Under the guidance of his father and Fox, McIntosh grew into a top-level Northwestern recruit. His passion and dedication to the mental side of the game continues to set him apart, according to those who know him best.

“He’s a really good student of the game. People have no idea,” Scott said. “It’s over-the-top how smart he is basketball-wise.”

McIntosh grew up in New Castle, Ind., a rural town southeast of Indianapolis with a population of about 11,000. As early as age four, his father, already an experienced coach, began bringing Bryant to his practices. Afterward they would work on Bryant’s shooting form on a tiny nerf goal on the back of the door at home.

When Bryant was in preschool, his father flubbed his birth certificate so that he could play in a kindergarten league. As he grew older, he played on a variety of AAU teams, including teams coached by Red Taylor and his own father. One thing stayed constant: He kept getting better.

“It was his eighth grade year, and I saw him score 18 points in the first quarter of a game,” Scott said. “And I looked over at the guy who was coaching, and all I said to him was, ‘I think one day he has a shot to play in the Big Ten.’ It wasn’t three months later IU was at his first open gym in high school.”

But McIntosh struggled to make an impact his freshman year at New Castle, so he and his family decided to make a change.

The summer before his sophomore year, McIntosh transferred from New Castle to Greensburg Community High School in nearby Greensburg, Indiana. He began playing with the Eric Gordon All-Stars, an AAU team that gathered talent from across the state of Indiana. That summer he also received his first college offer, from Indiana State University.

McIntosh's success at Greensburg began turning other heads. In his three-year career at Greensburg, the boy’s basketball program went 77-3. As a sophomore, McIntosh started at point guard for GCHS, leading them to an undefeated regular season and a place in the last 16 of Indiana’s state tournament.

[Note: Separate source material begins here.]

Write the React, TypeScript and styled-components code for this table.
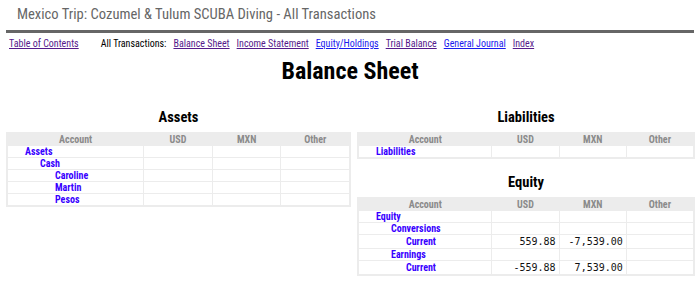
import React from "react";
import styled, { createGlobalStyle } from "styled-components";

const GlobalStyle = createGlobalStyle`
  html, body {
    margin: 0;
    padding: 0;
    background: #fff;
  }
  body {
    font-family: "Roboto Condensed", "Liberation Sans Narrow", Roboto, sans-serif;
  }
`;

const Page = styled.div`
  width: 698px;
  padding: 0 4px 0 6px;
  box-sizing: border-box;
`;

const Title = styled.h1`
  margin: 0;
  height: 30px;
  padding-left: 11px;
  font-size: 14.6px;
  line-height: 28px;
  font-weight: 400;
  color: #666;
  border-bottom: 3px solid #666;
`;

const Nav = styled.div`
  display: flex;
  align-items: center;
  height: 20px;
  padding-left: 3px;
  font-size: 10px;
  gap: 7px;
`;

const NavLabel = styled.span`
  color: #000;
  margin-left: 15px;
`;

const NavLink = styled.a<{ $visited?: boolean }>`
  color: ${(p) => (p.$visited ? "#551a8b" : "#1a1aee")};
  text-decoration: underline;
  cursor: pointer;
`;

const PageHeading = styled.h2`
  margin: 0;
  height: 40px;
  text-align: center;
  font-size: 24px;
  line-height: 36px;
  font-weight: 700;
  color: #000;
`;

const Columns = styled.div`
  display: grid;
  grid-template-columns: 345px 338px;
  column-gap: 6px;
  padding-top: 17px;
  align-items: start;
`;

const Column = styled.div`
  display: flex;
  flex-direction: column;
`;

const SectionHeading = styled.h3<{ $gap?: number }>`
  margin: ${(p) => p.$gap ?? 0}px 0 0 0;
  height: 22px;
  text-align: center;
  font-size: 14.5px;
  line-height: 16px;
  font-weight: 700;
  color: #000;
`;

const Table = styled.table`
  width: 100%;
  table-layout: fixed;
  border-collapse: separate;
  border-spacing: 1px;
  border: 1px solid #ececec;
  background: #ececec;
  font-size: 10px;
`;

const HeadCell = styled.th<{ $w: string }>`
  width: ${(p) => p.$w};
  height: 11px;
  padding: 0;
  line-height: 11px;
  font-weight: 700;
  color: #8a8a8a;
  text-align: center;
  background: #ececec;
`;

const NameCell = styled.td<{ $depth: number }>`
  height: 11px;
  padding: 0 0 0 ${(p) => 17 + p.$depth * 15}px;
  line-height: 11px;
  font-weight: 700;
  color: #3800ff;
  background: #fff;
  white-space: nowrap;
`;

const AmountCell = styled.td`
  padding: 0 3px 0 0;
  line-height: 13px;
  text-align: right;
  font-family: "DejaVu Sans Mono", "Liberation Mono", monospace;
  font-size: 10px;
  color: #111;
  background: #fff;
  white-space: nowrap;
`;

type Row = { name: string; depth: number; usd?: string; mxn?: string; other?: string };

function Ledger({ rows }: { rows: Row[] }) {
  return (
    <Table>
      <thead>
        <tr>
          <HeadCell $w="40%">Account</HeadCell>
          <HeadCell $w="20%">USD</HeadCell>
          <HeadCell $w="20%">MXN</HeadCell>
          <HeadCell $w="20%">Other</HeadCell>
        </tr>
      </thead>
      <tbody>
        {rows.map((r, i) => (
          <tr key={i}>
            <NameCell $depth={r.depth}>{r.name}</NameCell>
            <AmountCell>{r.usd}</AmountCell>
            <AmountCell>{r.mxn}</AmountCell>
            <AmountCell>{r.other}</AmountCell>
          </tr>
        ))}
      </tbody>
    </Table>
  );
}

const assets: Row[] = [
  { name: "Assets", depth: 0 },
  { name: "Cash", depth: 1 },
  { name: "Caroline", depth: 2 },
  { name: "Martin", depth: 2 },
  { name: "Pesos", depth: 2 },
];

const liabilities: Row[] = [{ name: "Liabilities", depth: 0 }];

const equity: Row[] = [
  { name: "Equity", depth: 0 },
  { name: "Conversions", depth: 1 },
  { name: "Current", depth: 2, usd: "559.88", mxn: "-7,539.00" },
  { name: "Earnings", depth: 1 },
  { name: "Current", depth: 2, usd: "-559.88", mxn: "7,539.00" },
];

export default function App() {
  return (
    <Page>
      <GlobalStyle />
      <Title>Mexico Trip: Cozumel &amp; Tulum SCUBA Diving - All Transactions</Title>
      <Nav>
        <NavLink $visited>Table of Contents</NavLink>
        <NavLabel>All Transactions:</NavLabel>
        <NavLink $visited>Balance Sheet</NavLink>
        <NavLink $visited>Income Statement</NavLink>
        <NavLink>Equity/Holdings</NavLink>
        <NavLink $visited>Trial Balance</NavLink>
        <NavLink>General Journal</NavLink>
        <NavLink $visited>Index</NavLink>
      </Nav>
      <PageHeading>Balance Sheet</PageHeading>
      <Columns>
        <Column>
          <SectionHeading>Assets</SectionHeading>
          <Ledger rows={assets} />
        </Column>
        <Column>
          <SectionHeading>Liabilities</SectionHeading>
          <Ledger rows={liabilities} />
          <SectionHeading $gap={16}>Equity</SectionHeading>
          <Ledger rows={equity} />
        </Column>
      </Columns>
    </Page>
  );
}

“We had a good basketball team and Bryant really completed that team,” said Stacy Meyer, Greensburg’s head coach. “He’s such an unselfish player, and the biggest contribution is that he’s a winner.”

The mental aspect of McIntosh's game continued to make him stand out against more athletic opposition.

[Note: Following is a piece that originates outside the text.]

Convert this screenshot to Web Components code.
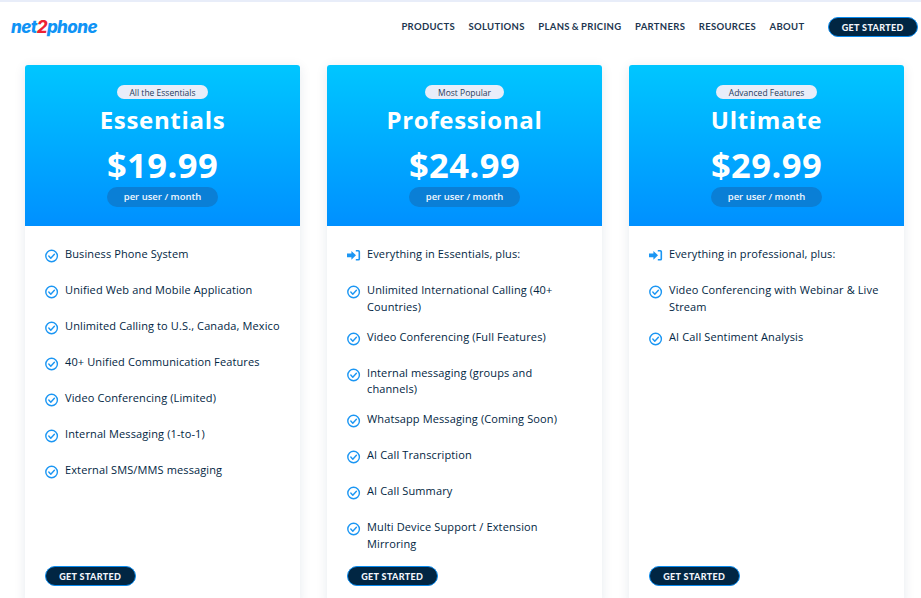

“His biggest strength is how well he sees the floor and his basketball IQ,” Meyer said. “He’s such an unselfish player, and the biggest contribution is that he’s a winner.”

As college coaches crowded gyms McIntosh was playing in, he led GCHS to new heights. With the help of a talented cast that included current Ball State leading scorer Sean Seller, McIntosh lead Greensburg to its first ever state championship in his junior year. The next year they repeated the feat.

“It wasn’t easy,” McIntosh said. “People don’t realize that. We had a lot of talent, but we still had to figure out how to play together, and the bond we formed through that is probably the most memorable thing.”

By then, schools clamored to secure McIntosh’s services. Dozens of schools offered him scholarships, and the choice came down to Xavier, Purdue or Northwestern. But in the end, Northwestern offered something the other schools couldn’t.

“I can be a part of the first team to make it [to the NCAA tournament],” McIntosh said. “We can make history here.”

McIntosh’s performances during his first season in Evanston have proven the brilliance of head coach Chris Collins’ recruiting. As a freshman McIntosh has averaged 33.3 minutes per game as of March 5. He is fifth in the Big Ten is assists per game (4.7) and in the top 25 in nearly every other category, from points per game (11.5) to free throw percentage (84.4 percent).

“I thought he was good anyway, but after seeing what Coach Collins has done with him this year, I think he can do whatever he wants if he sets his mind to it,” McIntosh's father said.

Winning isn’t everything, however. Off the court, the McIntosh family describes itself as “tight-knit.” Both Scott McIntosh and Fox attend nearly every game in person, at home or away. 

Having been around the game for as long as he could walk and talk, basketball seems to have become a part of McIntosh. True to Northwestern’s intellectual reputation, he continues to grow as player through his commitment to the mental side of the game.

“The kid watches film more than anyone else I know,” said Gavin Skelly, McIntosh’s roommate and another member of this year's powerful recruiting class. “He loves it.”

According to Tad Gilbert, a graduate manager who helps with the team’s video resources, McIntosh asks for more film than any other player he’s ever worked with.

McIntosh is interested in sports management and hopes to one day be a college coach. But his dream is to play in the NBA. Either way, as Scott puts it, the sky’s the limit.

“Playing in the NBA is a far-fetched dream for a 6 foot 3 inch white kid,” McIntosh's father said. “But if anyone can prove me wrong, it'll be him.”